Sallie Ford and the Sound Outside

“Sallie inspired the Starbucks holiday album,” says Matarazzo. “She did this version of ‘Sleigh Ride’—a song I’ve heard forever, but now it’s good.” Playing raw and raucous rock ’n’ roll that’s simultaneously modern and a throwback to the ’50s, Ford and her band have charmed audiences everywhere from the Bonnaroo festival in Tennessee to The Late Show with David Letterman to Europe—they tour France for weeks at a time.

Matarazzo has placed Ford in Target and J. Crew campaigns, which led to the band’s songs appearing in The Good Wife, Vampire Diaries, and a number of independent films. “They’re very selective with licensing,” Funk says. “They’re not just like, ‘We could make 100 grand right now.’ They’re like us: they pick and choose.” 

↓The music video for Sallie Ford and the Sound Outside's first single, "I Swear," off their debut album Dirty Radio

 

Y La Bamba

“I love that she’s modern, she’s a strong woman, and she comes from a Latin background,” says Matarazzo about Luz Elena Mendoza, the lead singer of the hypnotic, Latin-inflected folk-rock band Y La Bamba. “You’ll be at a show, and all of a sudden she’s singing something in Spanish. And it’s not [just] for a certain market, and that’s great.”
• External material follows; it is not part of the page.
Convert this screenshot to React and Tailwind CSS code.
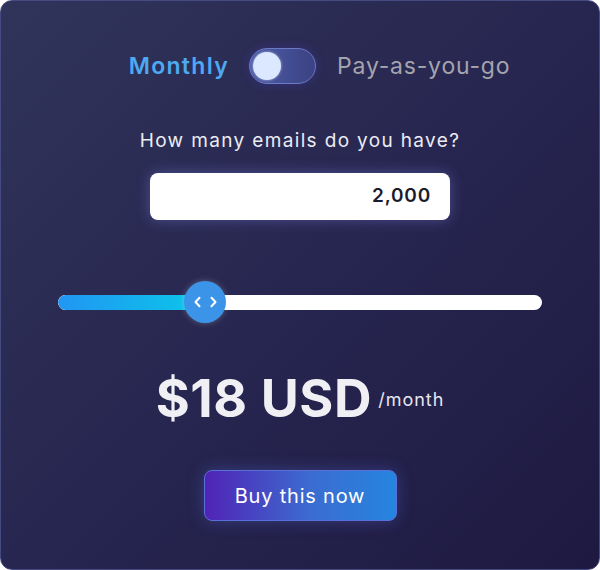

After hearing Mendoza sing, Funk produced the band’s first album, Lupon, pro bono. He recently recorded and produced its EP, Oh February, in Walker’s studio. Matarazzo and Funk placed the band’s adorable “Señor Santa (Mister Santa)”—a Latin-spiked, holiday rewrite of “Mister Sandman”—on the Starbucks compilation. “That album has been giving us so much exposure,” Mendoza says. “Chris and Sara believe in the spirit of music. They get it.”

↓Y La Bamba's newest video, "Ponce Pilato," from its album Court the Storm, featuring the Olivia Darlings and the M.A.C. synchronized swimming team in the Red Wood Forest, Oregon Coast, and the Puget Sound

 

Chromatics

Actor Ryan Gosling and director Nicolas Winding Refn kept Chromatics’ 2007 album, Night Drive, on repeat while working on the film Drive. After the electro-pop trio’s gig in Los Angeles, they approached band member and producer Johnny Jewel to compose their film’s soundtrack. In a classic Hollywood tale, the producers ultimately pushed Jewel out for a veteran composer, including just one Chromatics’ song on the soundtrack. But Jewel countered with a cinematic, two-hour, noir-electro album on his own label (Italians Do It Better) titled Themes for an Imaginary Film, expanding and altering his score.

“He created this genre that people point to when they’re throwing out creative ideas, which is not easy to do,” says Matarazzo. She’s had Jewel and Chromatics compose several songs for potential projects, although none have landed yet. “I think they push limits. Once I become obsessed with you, it’s hard to shake.”